## WRITTEN INSTRUCTION
Starting at the first line of the listing below, repeat each line exactly until the line containing "const tabs = ['7", which you include. Leave out pictures.

####################

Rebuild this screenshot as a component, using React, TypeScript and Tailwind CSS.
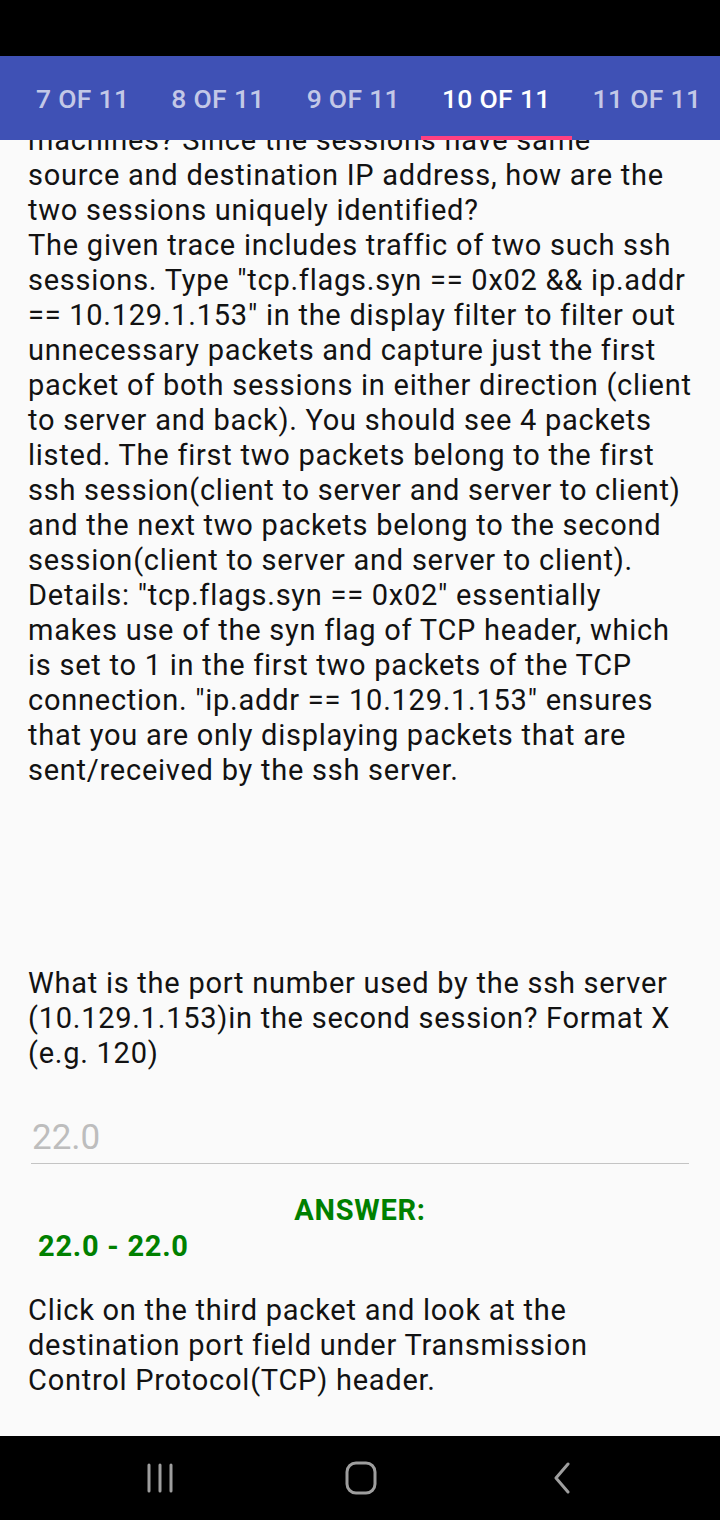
import { ReactNode } from 'react';

const tabs = ['7 OF 11', '8 OF 11', '9 OF 11', '10 OF 11', '11 OF 11'];

const intro = [
    'machines? Since the sessions have same',
    'source and destination IP address, how are the',
    'two sessions uniquely identified?',
    'The given trace includes traffic of two such ssh',
    'sessions. Type "tcp.flags.syn == 0x02 && ip.addr',
    '== 10.129.1.153" in the display filter to filter out',
    'unnecessary packets and capture just the first',
    'packet of both sessions in either direction (client',
    'to server and back). You should see 4 packets',
    'listed. The first two packets belong to the first',
    'ssh session(client to server and server to client)',
    'and the next two packets belong to the second',
    'session(client to server and server to client).',
    'Details: "tcp.flags.syn == 0x02" essentially',
    'makes use of the syn flag of TCP header, which',
    'is set to 1 in the first two packets of the TCP',
    'connection. "ip.addr == 10.129.1.153" ensures',
    'that you are only displaying packets that are',
    'sent/received by the ssh server.',
];

const question = [
    'What is the port number used by the ssh server',
    '(10.129.1.153)in the second session? Format X',
    '(e.g. 120)',
];

const hint = [
    'Click on the third packet and look at the',
    'destination port field under Transmission',
    'Control Protocol(TCP) header.',
];

function Lines({ lines, className }: { lines: string[]; className?: string }) {
    return (
        <div className={className}>
            {lines.map((line, idx) => (
                <div key={idx} className="whitespace-nowrap">{line}</div>
            ))}
        </div>
    );
}

function NavIcon({ children }: { children: ReactNode }) {
    return <div className="flex w-[80px] justify-center">{children}</div>;
}

export default function App() {
    return (
        <div className="flex h-[1520px] w-[720px] flex-col overflow-hidden bg-[#fafafa] font-['Roboto',sans-serif]">
            {/* status bar */}
            <div className="h-[56px] shrink-0 bg-black" />

            {/* tab strip */}
            <div className="relative z-10 flex h-[84px] shrink-0 bg-[#3f51b5] pl-[15px]">
                {tabs.map((tab) => {
                    const active = tab === '10 OF 11';
                    return (
                        <div
                            key={tab}
                            className={`relative flex items-center whitespace-nowrap pl-[21px] pr-[21px] pt-[1px] text-[26.5px] font-medium tracking-[0.3px] ${active ? 'text-white' : 'text-white/70'}`}
                        >
                            {tab}
                            {active && <div className="absolute bottom-0 left-0 right-0 h-[4px] bg-[#ff4081]" />}
                        </div>
                    );
                })}
            </div>

            {/* scrolled content */}
            <div className="flex-1 overflow-hidden text-[29px] leading-[35px] tracking-[0.75px] text-[#121212]">
                <Lines lines={intro} className="-mt-[17.5px] px-[28px]" />
                <Lines lines={question} className="mt-[178px] px-[28px]" />

                <div className="mx-[31px] mt-[49px] border-b-[1.5px] border-[#c4c4c4] pb-[8px] pl-[1px] text-[35px] tracking-normal text-[#bdbdbd]">22.0</div>

                <div className="mt-[29.5px] text-center font-bold text-[#008000]">ANSWER:</div>
                <div className="mt-px px-[38px] font-bold text-[#008000]">22.0 - 22.0</div>

                <Lines lines={hint} className="mt-[29px] px-[28px]" />
            </div>

            {/* navigation bar */}
            <div className="flex h-[84px] shrink-0 items-center gap-[121px] bg-black pl-[120px]">
                <NavIcon>
                    <svg width="28" height="30" viewBox="0 0 28 30" fill="none" stroke="#9e9e9e" strokeWidth="3" strokeLinecap="round">
                        <path d="M3 2v26M14 2v26M25 2v26" />
                    </svg>
                </NavIcon>
                <NavIcon>
                    <svg width="32" height="34" viewBox="0 0 32 34" fill="none" stroke="#9e9e9e" strokeWidth="3">
                        <rect x="2" y="2" width="28" height="30" rx="9" />
                    </svg>
                </NavIcon>
                <NavIcon>
                    <svg width="18" height="32" viewBox="0 0 18 32" fill="none" stroke="#9e9e9e" strokeWidth="3" strokeLinecap="round" strokeLinejoin="round">
                        <path d="M15 2L3 16l12 14" />
                    </svg>
                </NavIcon>
            </div>
        </div>
    );
}
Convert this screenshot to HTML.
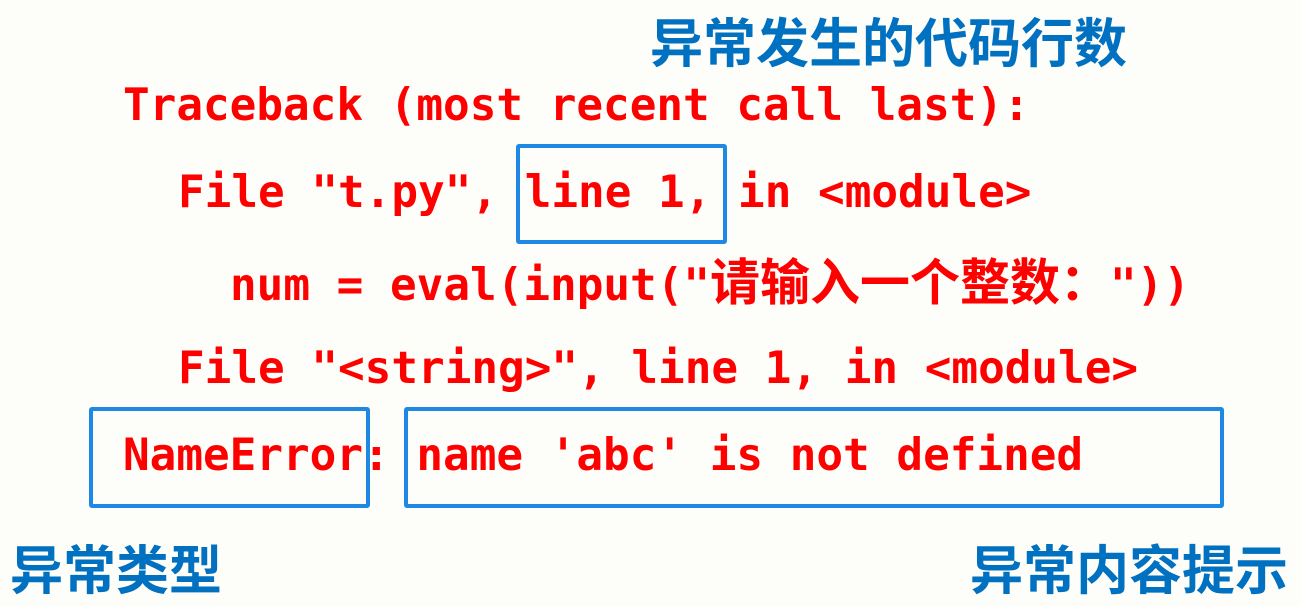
<!DOCTYPE html>
<html><head><meta charset="utf-8"><style>
html,body{margin:0;padding:0}
body{width:1301px;height:606px;background:#fdfdf9;position:relative;overflow:hidden}
.m{position:absolute;font-family:"DejaVu Sans Mono","Liberation Mono","Noto Sans CJK SC",monospace;font-weight:bold;font-size:44.3px;line-height:1;color:#ff0000;white-space:pre}
.c{font-family:"Noto Sans CJK SC",sans-serif;font-size:50px}
.h{position:absolute;font-family:"Noto Sans CJK SC",sans-serif;font-weight:bold;font-size:53px;line-height:1;color:#0070c0;white-space:pre}
.b{position:absolute;border:4px solid #1e88e5;border-radius:3px;box-sizing:border-box}
</style></head><body>
<div class="h" style="left:650px;top:14px">异常发生的代码行数</div>
<div class="m" style="left:123px;top:84px">Traceback (most recent call last):</div>
<div class="m" style="left:178px;top:171px">File "t.py", line 1, in &lt;module&gt;</div>
<div class="m" style="left:230px;top:254px">num = eval(input("<span class="c">请输入一个整数：</span>"))</div>
<div class="m" style="left:178px;top:347px">File "&lt;string&gt;", line 1, in &lt;module&gt;</div>
<div class="m" style="left:123px;top:434px">NameError: name 'abc' is not defined</div>
<div class="b" style="left:516px;top:144px;width:211px;height:100px"></div>
<div class="b" style="left:89px;top:407px;width:281px;height:101px"></div>
<div class="b" style="left:404px;top:407px;width:820px;height:101px"></div>
<div class="h" style="left:10px;top:541px">异常类型</div>
<div class="h" style="left:970px;top:541px">异常内容提示</div>
</body></html>
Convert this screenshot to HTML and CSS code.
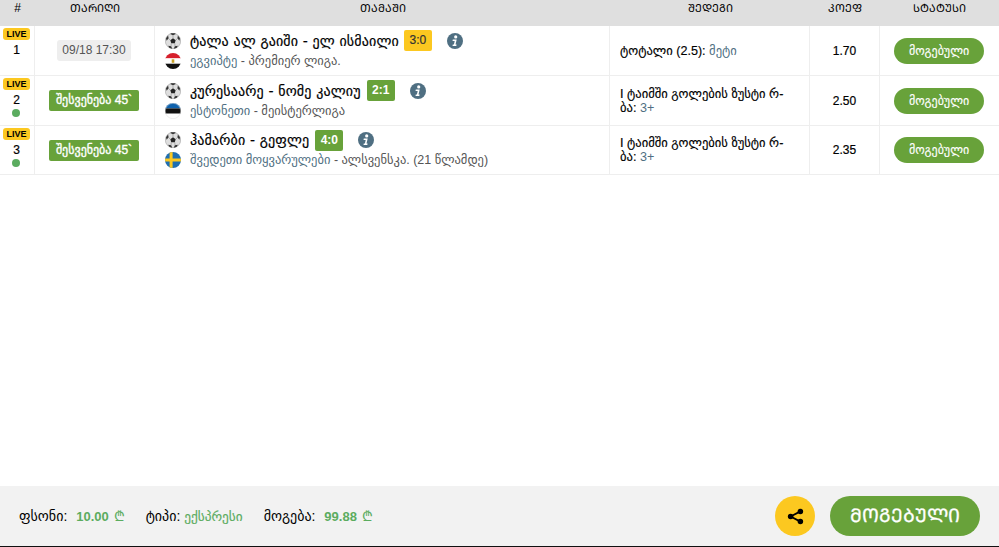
FILE: index.html
```html
<!DOCTYPE html>
<html lang="ka">
<head>
<meta charset="utf-8">
<title>ბილეთი</title>
<link rel="stylesheet" href="styles.css">
</head>
<body>
<svg class="defs" width="0" height="0" aria-hidden="true">
  <defs>
    <symbol id="ball" viewBox="0 0 16 16">
      <circle cx="8" cy="8" r="7.7" fill="#dedede" stroke="#8f8f8f" stroke-width=".5"/>
      <path d="M8 5.2l2.7 2-1 3.1H6.3l-1-3.1z" fill="#222"/>
      <path d="M5.2 .9L8 2.2l2.8-1.3-1-.6H6.2zM1 5.2l2.1-2.6.5 2.6-2 2.6zM15 5.2l-2.1-2.6-.5 2.6 2 2.6zM3.2 12.8l3 .5 1 2.4-3-1zM12.8 12.8l-3 .5-1 2.4 3-1z" fill="#333"/>
      <path d="M8 5.2v-3M10.7 7.2l2-2M9.7 10.3l.4 2.8M6.3 10.3L6 13.2M5.3 7.2l-2-2" stroke="#777" stroke-width=".5" fill="none"/>
    </symbol>
    <symbol id="info" viewBox="0 0 16 16">
      <circle cx="8" cy="8" r="8" fill="#4f6f82"/>
      <circle cx="8.7" cy="3.9" r="1.6" fill="#fff"/>
      <path d="M5.8 6.6h3.9l-1.2 5h1.1l-.3 1.3H5.5l.3-1.3h1.1l.8-3.7H5.5z" fill="#fff"/>
    </symbol>
    <clipPath id="round"><circle cx="8" cy="8" r="8"/></clipPath>
    <symbol id="eg" viewBox="0 0 16 16">
      <g clip-path="url(#round)">
        <rect width="16" height="5.4" fill="#d6202c"/>
        <rect y="5.4" width="16" height="5.3" fill="#fff"/>
        <rect y="10.7" width="16" height="5.3" fill="#111"/>
        <rect x="6.7" y="6.3" width="2.6" height="3.5" fill="#c9a227"/>
      </g>
    </symbol>
    <symbol id="ee" viewBox="0 0 16 16">
      <g clip-path="url(#round)">
        <rect width="16" height="5.4" fill="#0f62ad"/>
        <rect y="5.4" width="16" height="5.3" fill="#111"/>
        <rect y="10.7" width="16" height="5.3" fill="#fff"/>
      </g>
      <circle cx="8" cy="8" r="7.7" fill="none" stroke="#ddd" stroke-width=".5"/>
    </symbol>
    <symbol id="se" viewBox="0 0 16 16">
      <g clip-path="url(#round)">
        <rect width="16" height="16" fill="#1f6fb2"/>
        <rect x="4.6" width="3" height="16" fill="#fcc820"/>
        <rect y="6.5" width="16" height="3" fill="#fcc820"/>
      </g>
    </symbol>
  </defs>
</svg>

<main class="page">
  <table class="bets">
    <thead>
      <tr>
        <th class="c-num">#</th>
        <th class="c-date">ᲗᲐᲠᲘᲦᲘ</th>
        <th class="c-match">ᲗᲐᲛᲐᲨᲘ</th>
        <th class="c-result">ᲨᲔᲓᲔᲒᲘ</th>
        <th class="c-odds">ᲙᲝᲔᲤ</th>
        <th class="c-status">ᲡᲢᲐᲢᲣᲡᲘ</th>
      </tr>
    </thead>
    <tbody>
      <tr class="row">
        <td class="c-num"><span class="live">LIVE</span><span class="idx">1</span></td>
        <td class="c-date"><span class="date">09/18 17:30</span></td>
        <td class="c-match">
          <div class="line">
            <svg class="icon"><use href="#ball"/></svg>
            <span class="teams">ტალა ალ გაიში - ელ ისმაილი</span>
            <span class="score score-y">3:0</span>
            <svg class="info"><use href="#info"/></svg>
          </div>
          <div class="line">
            <svg class="icon"><use href="#eg"/></svg>
            <span class="league"><a>ეგვიპტე</a> - პრემიერ ლიგა.</span>
          </div>
        </td>
        <td class="c-result">ტოტალი (2.5): <a>მეტი</a></td>
        <td class="c-odds">1.70</td>
        <td class="c-status"><span class="won">მოგებული</span></td>
      </tr>
      <tr class="row">
        <td class="c-num"><span class="live">LIVE</span><span class="idx">2</span><span class="dot"></span></td>
        <td class="c-date"><span class="break">შესვენება 45`</span></td>
        <td class="c-match">
          <div class="line">
            <svg class="icon"><use href="#ball"/></svg>
            <span class="teams">კურესაარე - ნომე კალიუ</span>
            <span class="score">2:1</span>
            <svg class="info"><use href="#info"/></svg>
          </div>
          <div class="line">
            <svg class="icon"><use href="#ee"/></svg>
            <span class="league"><a>ესტონეთი</a> - მეისტერლიგა</span>
          </div>
        </td>
        <td class="c-result">I ტაიმში გოლების ზუსტი რ-ბა: <a>3+</a></td>
        <td class="c-odds">2.50</td>
        <td class="c-status"><span class="won">მოგებული</span></td>
      </tr>
      <tr class="row row-last">
        <td class="c-num"><span class="live">LIVE</span><span class="idx">3</span><span class="dot"></span></td>
        <td class="c-date"><span class="break">შესვენება 45`</span></td>
        <td class="c-match">
          <div class="line">
            <svg class="icon"><use href="#ball"/></svg>
            <span class="teams">ჰამარბი - გეფლე</span>
            <span class="score">4:0</span>
            <svg class="info"><use href="#info"/></svg>
          </div>
          <div class="line">
            <svg class="icon"><use href="#se"/></svg>
            <span class="league"><a>შვედეთი მოყვარულები</a> - ალსვენსკა. (21 წლამდე)</span>
          </div>
        </td>
        <td class="c-result">I ტაიმში გოლების ზუსტი რ-ბა: <a>3+</a></td>
        <td class="c-odds">2.35</td>
        <td class="c-status"><span class="won">მოგებული</span></td>
      </tr>
    </tbody>
  </table>

  <footer class="foot">
    <div class="sums">
      <span class="sum">ფსონი: <b>10.00</b> <i>₾</i></span>
      <span class="sum">ტიპი: <em>ექსპრესი</em></span>
      <span class="sum">მოგება: <b>99.88</b> <i>₾</i></span>
    </div>
    <div class="actions">
      <button class="share" type="button" aria-label="share">
        <svg viewBox="0 0 16 16" width="17" height="17"><circle cx="12.6" cy="3.2" r="2.6"/><circle cx="12.6" cy="12.8" r="2.6"/><circle cx="3.4" cy="8" r="2.6"/><path d="M3.4 8l9.2-4.8M3.4 8l9.2 4.8" stroke="#000" stroke-width="1.7" fill="none"/></svg>
      </button>
      <span class="big-won">ᲛᲝᲒᲔᲑᲣᲚᲘ</span>
    </div>
  </footer>
</main>
</body>
</html>
```

FILE: styles.css
```css
* { box-sizing: border-box; }
html, body { margin: 0; height: 100%; overflow: hidden; background: #fff; }
body { font: 12px "Liberation Sans", "DejaVu Sans", sans-serif; color: #000; }
.defs { position: absolute; }
.page { height: 547px; display: flex; flex-direction: column; justify-content: space-between; }

.bets { width: 999px; table-layout: fixed; border-collapse: separate; border-spacing: 0; }
.bets th { height: 26px; padding: 0 0 11px; background: #dfdfdf; font-weight: 400; font-size: 11px; line-height: 14px; }
.bets th.c-num { font-size: 12px; }
.bets td { height: 50px; padding: 0; border-bottom: 1px solid #eee; border-right: 1px solid #eee; text-align: center; vertical-align: middle; line-height: 14px; }
.row-last td { height: 49px; }
.bets td:last-child { border-right: 0; }
.c-num { width: 35px; }
.c-date { width: 120px; }
.c-match { width: 455px; }
.c-result { width: 200px; }
.c-odds { width: 70px; }
.c-status { width: 119px; }

.bets td.c-num { vertical-align: top; padding-top: 2px; line-height: 12px; }
.live { display: block; width: 27px; height: 12px; margin: 0 0 4px 3px; border-radius: 3px; background: #fcc820; font-size: 9px; font-weight: 700; line-height: 12px; text-align: center; }
.idx { display: block; font-size: 12px; padding-right: 1px; -webkit-text-stroke: .2px #000; }
.dot { display: block; width: 8px; height: 8px; margin: 3px auto 0; position: relative; left: -1px; border-radius: 50%; background: #5bac5f; }

.date { display: inline-block; width: 74px; height: 21px; margin-right: 1px; border-radius: 3px; background: #eee; color: #555; line-height: 21px; }
.break { display: inline-block; width: 90px; height: 21px; margin-right: 1px; border-radius: 2px; background: #68a23a; color: #fff; font-size: 12px; font-weight: 400; -webkit-text-stroke: .35px #fff; line-height: 21px; white-space: nowrap; }

.bets td.c-match { text-align: left; padding-left: 10px; }
.line { display: flex; align-items: center; height: 20px; }
.icon { flex: none; width: 16px; height: 16px; margin-right: 9px; }
.teams { font-family: "DejaVu Sans", sans-serif; font-size: 14px; letter-spacing: .15px; -webkit-text-stroke: .2px #000; }
.score { height: 21px; min-width: 28px; margin-left: 6px; border-radius: 2px; background: #68a23a; color: #fff; font-size: 12px; font-weight: 700; line-height: 21px; text-align: center; }
.score-y { margin-left: 5px; background: #fcc820; color: #333; font-weight: 400; -webkit-text-stroke: .2px #333; }
.info { flex: none; width: 16px; height: 16px; margin-left: 15px; }
.league { color: #555; font-size: 12.5px; }
a { color: #4f6f82; }

.bets td.c-result { text-align: left; padding: 0 16px 0 10px; font-size: 12.6px; -webkit-text-stroke: .15px #000; }
.bets td.c-result a { -webkit-text-stroke: 0; }
.bets td.c-odds { font-size: 12px; -webkit-text-stroke: .2px #000; }
.won { display: inline-block; width: 90px; height: 26px; margin-right: 1px; border-radius: 13px; background: #68a23a; color: #fff; font-size: 12px; -webkit-text-stroke: .15px #fff; line-height: 26px; }

.foot { height: 61px; display: flex; align-items: center; justify-content: space-between; padding: 0 19px; background: #f2f2f2; border-bottom: 1px solid #111; }
.sums { display: flex; gap: 21px; }
.sum { font-size: 14px; line-height: 18px; }
.sum b { margin-left: 5px; color: #5bac5f; font-size: 13px; font-weight: 700; }
.sum i { margin-left: 1px; color: #5bac5f; font-style: normal; }
.sum em { color: #5bac5f; font-size: 13.3px; font-style: normal; -webkit-text-stroke: .15px #5bac5f; }
.actions { display: flex; align-items: center; gap: 15px; }
.share { width: 40px; height: 40px; padding: 0; border: 0; border-radius: 50%; background: #fcc820; display: flex; align-items: center; justify-content: center; }
.big-won { width: 150px; height: 40px; border-radius: 20px; background: #68a23a; color: #fff; font-size: 18.8px; line-height: 40px; text-align: center; -webkit-text-stroke: .3px #fff; }
```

####################

## RESULT OF THE TASK
Rebuild this screenshot as a component, using React, TypeScript and Tailwind CSS.
import { ReactNode } from 'react';

const tabs = ['7 OF 11', '8 OF 11', '9 OF 11', '10 OF 11', '11 OF 11'];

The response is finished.